Не нужно, я думаю, видеть в индивиде своего рода элементарную частицу, простейший атом, многообразную и инертную материю, к которым власть применяется, на которые воздействует, подчиняя себе индивидов или ломая их. На деле одно из первых следствий применения власти заключается в том, что она ведет к конституированию и идентификации индивидов из тел, жестов, речей, желаний. То есть индивид не является визави власти; он, как я думаю, один из первых ее результатов. Индивид есть результат власти, и в то же время, в той же мере, в какой он является ее результатом, он является и ее посредником: власть переносится с помощью индивида, которого она создала.

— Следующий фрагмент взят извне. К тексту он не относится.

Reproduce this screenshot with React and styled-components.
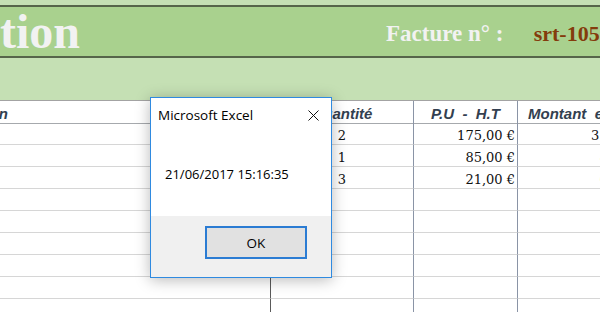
import React from "react";
import styled, { createGlobalStyle } from "styled-components";

const Global = createGlobalStyle`
  html, body { margin: 0; padding: 0; background: #ffffff; }
  body { width: 600px; height: 312px; overflow: hidden; }
  #root { width: 600px; height: 312px; }
`;

const Sheet = styled.div`
  position: relative;
  width: 600px;
  height: 312px;
  overflow: hidden;
  background: #ffffff;
  display: flex;
  flex-direction: column;
`;

const TopStrip = styled.div`
  height: 5px;
  background: #c5e0b4;
  flex: none;
`;

const TitleBand = styled.div`
  flex: none;
  height: 49px;
  background: #a9d18e;
  border-top: 2px solid #56654a;
  border-bottom: 2px solid #56654a;
  display: grid;
  grid-template-columns: 386px auto auto;
  align-items: start;
  white-space: nowrap;
  overflow: hidden;
  font-family: "Liberation Serif", "Times New Roman", serif;
  font-weight: bold;
`;

const BigTitle = styled.div`
  font-size: 48px;
  line-height: 48px;
  color: #f2f2f2;
  margin-top: 1px;
`;

const InvoiceLabel = styled.div`
  font-size: 23px;
  line-height: 23px;
  color: #f2f2f2;
  margin-top: 15px;
`;

const InvoiceNumber = styled.div`
  font-size: 22px;
  line-height: 22px;
  color: #843c0c;
  margin-top: 16px;
  margin-left: 30px;
`;

const SubBand = styled.div`
  flex: none;
  height: 42px;
  background: #c5e0b4;
  border-bottom: 1px solid #a3a3a3;
`;

const Table = styled.div`
  display: grid;
  grid-template-columns: 271px 143px 104px 134px;
  grid-auto-rows: 22px;
  width: 652px;
`;

const HeadCell = styled.div`
  height: 23px;
  box-sizing: border-box;
  border-bottom: 1px solid #a6a9ad;
  border-right: 1px solid ${(p) => (p.$dark ? "#5a5a5a" : "#8a94a6")};
  display: flex;
  align-items: center;
  justify-content: ${(p) => (p.$start ? "flex-start" : "center")};
  padding: 2px 0 0 ${(p) => p.$padLeft || 0}px;
  font-family: "Liberation Sans", Arial, sans-serif;
  font-weight: bold;
  font-style: italic;
  font-size: 15px;
  color: #333f50;
  white-space: pre;
  overflow: hidden;
`;

const HeadText = styled.span`
  margin-left: ${(p) => p.$shift || 0}px;
`;

const Cell = styled.div`
  box-sizing: border-box;
  border-bottom: 1px solid #d6d6d6;
  border-right: 1px solid ${(p) => (p.$dark ? "#5a5a5a" : "#8a94a6")};
  display: flex;
  align-items: center;
  justify-content: ${(p) =>
    p.$align === "right" ? "flex-end" : p.$align === "center" ? "center" : "flex-start"};
  padding: 4px 2px 0 2px;
  font-family: "DejaVu Serif", "Liberation Serif", serif;
  font-size: 13px;
  color: #111;
  white-space: nowrap;
`;

const Row = styled.div`
  display: contents;
`;

const Dialog = styled.div`
  position: absolute;
  left: 150px;
  top: 97px;
  width: 182px;
  height: 181px;
  box-sizing: border-box;
  border: 1px solid #2f8ae0;
  background: #ffffff;
  box-shadow: 0 2px 14px rgba(0, 0, 0, 0.28);
  display: flex;
  flex-direction: column;
  font-family: "Segoe UI", "Open Sans", "Noto Sans", sans-serif;
  color: #000;
`;

const DialogTitleBar = styled.div`
  height: 35px;
  flex: none;
  display: flex;
  align-items: flex-start;
  justify-content: space-between;
  padding: 8px 12px 0 7px;
  box-sizing: border-box;
`;

const DialogTitle = styled.div`
  font-size: 13.5px;
  line-height: 18px;
`;

const CloseIcon = styled.svg`
  margin-top: 4px;
  width: 11px;
  height: 11px;
`;

const DialogBody = styled.div`
  flex: 1;
  padding: 32px 0 0 14px;
  font-size: 13px;
  line-height: 18px;
`;

const DialogFooter = styled.div`
  flex: none;
  height: 61px;
  background: #f0f0f0;
  display: flex;
  justify-content: flex-end;
  align-items: flex-start;
  padding: 10px 24px 0 0;
  box-sizing: border-box;
`;

const Button = styled.div`
  width: 102px;
  height: 33px;
  box-sizing: border-box;
  border: 2px solid #2b7cd3;
  background: #e1e1e1;
  display: flex;
  align-items: center;
  justify-content: center;
  font-size: 13.5px;
`;

const rows = [
  ["", "2", "175,00 €", "350,00 €"],
  ["", "1", "85,00 €", "85,00 €"],
  ["", "3", "21,00 €", "63,00 €"],
  ["", "", "", ""],
  ["", "", "", ""],
  ["", "", "", ""],
  ["", "", "", ""],
  ["", "", "", ""],
  ["", "", "", ""],
];

export default function App() {
  return (
    <>
      <Global />
      <Sheet>
        <TopStrip />
        <TitleBand>
          <BigTitle>tion</BigTitle>
          <InvoiceLabel>Facture n° :</InvoiceLabel>
          <InvoiceNumber>srt-105</InvoiceNumber>
        </TitleBand>
        <SubBand />
        <Table>
          <Row>
            <HeadCell $dark $start>
              <HeadText $shift={-78}>Désignation</HeadText>
            </HeadCell>
            <HeadCell>Quantité</HeadCell>
            <HeadCell>P.U  -  H.T</HeadCell>
            <HeadCell $start $padLeft={10}>Montant  en  €</HeadCell>
          </Row>
          {rows.map((r, i) => (
            <Row key={i}>
              <Cell $dark>{r[0]}</Cell>
              <Cell $align="center">{r[1]}</Cell>
              <Cell $align="right">{r[2]}</Cell>
              <Cell $align="right">{r[3]}</Cell>
            </Row>
          ))}
        </Table>
        <Dialog>
          <DialogTitleBar>
            <DialogTitle>Microsoft Excel</DialogTitle>
            <CloseIcon viewBox="0 0 11 11">
              <path d="M0.5 0.5 L10.5 10.5 M10.5 0.5 L0.5 10.5" stroke="#111" strokeWidth="1" fill="none" />
            </CloseIcon>
          </DialogTitleBar>
          <DialogBody>21/06/2017 15:16:35</DialogBody>
          <DialogFooter>
            <Button>OK</Button>
          </DialogFooter>
        </Dialog>
      </Sheet>
    </>
  );
}
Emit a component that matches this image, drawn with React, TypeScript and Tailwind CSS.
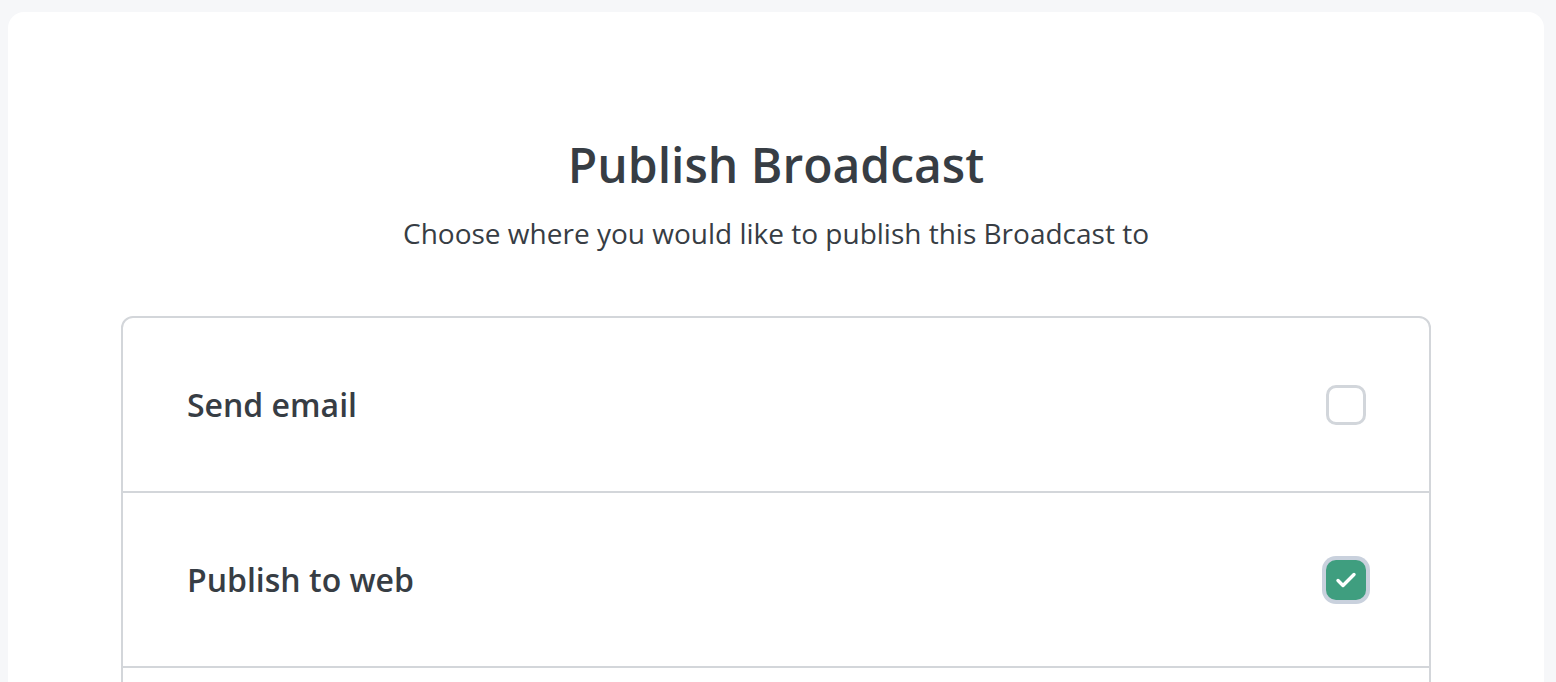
import React, { useState } from 'react';

const Checkbox: React.FC<{ checked: boolean; onChange: () => void }> = ({ checked, onChange }) => (
  <button
    onClick={onChange}
    className={`flex h-[40px] w-[40px] items-center justify-center rounded-[10px] ${
      checked ? 'bg-[#3f9e7f] ring-4 ring-[#c9d1dd]' : 'border-[3px] border-[#d2d6db] bg-white'
    }`}
  >
    {checked && (
      <svg width="24" height="24" viewBox="0 0 24 24" fill="none" stroke="white" strokeWidth="3.4" strokeLinecap="round" strokeLinejoin="round">
        <path d="M4 12.5l5 5L20 6.5" />
      </svg>
    )}
  </button>
);

const App: React.FC = () => {
  const [options, setOptions] = useState({ email: false, web: true, other: false });

  const rows = [
    { key: 'email' as const, label: 'Send email' },
    { key: 'web' as const, label: 'Publish to web' },
    { key: 'other' as const, label: 'Share on social' },
  ];

  return (
    <div className="min-h-screen bg-[#f6f7f9] pl-2 pr-3 pt-3" style={{ fontFamily: '"Open Sans", sans-serif' }}>
      <div className="rounded-t-2xl bg-white px-[113px] pb-10 pt-[129px] text-[#373d44]">
        <h1 className="text-center text-[48px] font-semibold leading-[48px]">Publish Broadcast</h1>
        <p className="mt-[26px] text-center text-[28px] leading-[36px]">
          Choose where you would like to publish this Broadcast to
        </p>

        <div className="mt-[65px] overflow-hidden rounded-xl border-2 border-[#d3d6da]">
          {rows.map((row, i) => (
            <div
              key={row.key}
              className={`flex items-center justify-between pl-[64px] pr-[63px] ${
                i > 0 ? 'h-[175px] border-t-2 border-[#d3d6da]' : 'h-[173px]'
              }`}
            >
              <span className="text-[32px] font-semibold">{row.label}</span>
              <Checkbox
                checked={options[row.key]}
                onChange={() => setOptions({ ...options, [row.key]: !options[row.key] })}
              />
            </div>
          ))}
        </div>
      </div>
    </div>
  );
};

export default App;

Четвертое положение из числа методологических предосторожностей основывается на убеждении, что мой тезис «власть осуществляется, циркулирует, имеет форму сети», может быть, верен лишь до некоторой степени. Можно также сказать: «у нас у всех имеется внутри фашизм» и еще глобальнее: «мы все заключаем в своем теле власть». И власть — по крайней мере в какой-то части — переносится или передвигается с помощью нашего тела. Действительно, все это можно сказать; но я не думаю, что исходя из этого можно сделать такое заключение насчет власти, будто она, если хотите, хорошо разделена, представляет самую разделенную вещь в мире: она является таковой только до определенной степени. Это не похоже на демократическое или анархическое распределение власти между людьми. Я хочу сказать следующее: мне кажется, что, главное, — и таково было бы четвертое методологическое правило — не нужно применять своего рода дедукцию в отношении власти и рассматривать ее как движение из центра вплоть до ее распространения внизу, стараясь увидеть, в какой мере она воспроизводится, продолжается вплоть до самых атомистических элементов общества. Я думаю, что, напротив, надлежало бы — нужно следовать этой методологической предосторожности — проделать восходящий анализ власти, то есть исходя из бесконечно малых организмов, которые имеют свою историю, свой путь, свои собственные технику и тактику, увидеть затем, как эти механизмы власти, имеющие свою прочность и, в некотором роде, свою собственную технологию, при помощи все более общих механизмов и форм глобального господства были и еще теперь оказываются окруженными, колонизованными, использованными, согнутыми, трансформированными, перемещенными, увеличенными и т. д. Не глобальное господство разделяется на множество направлений и отражается вплоть до низов. Я думаю, что нужно анализировать способ, каким образом на самых низких уровнях действуют феномены, техника, процедуры власти; нужно показать, как эти процедуры перемещаются, увеличиваются, модифицируются, но особенно, как они блокируются, аннексируются глобальными феноменами и как самые высокие власти или экономические интересы могут включаться в игру властных технологий, одновременно относительно автономных и бесконечно малых.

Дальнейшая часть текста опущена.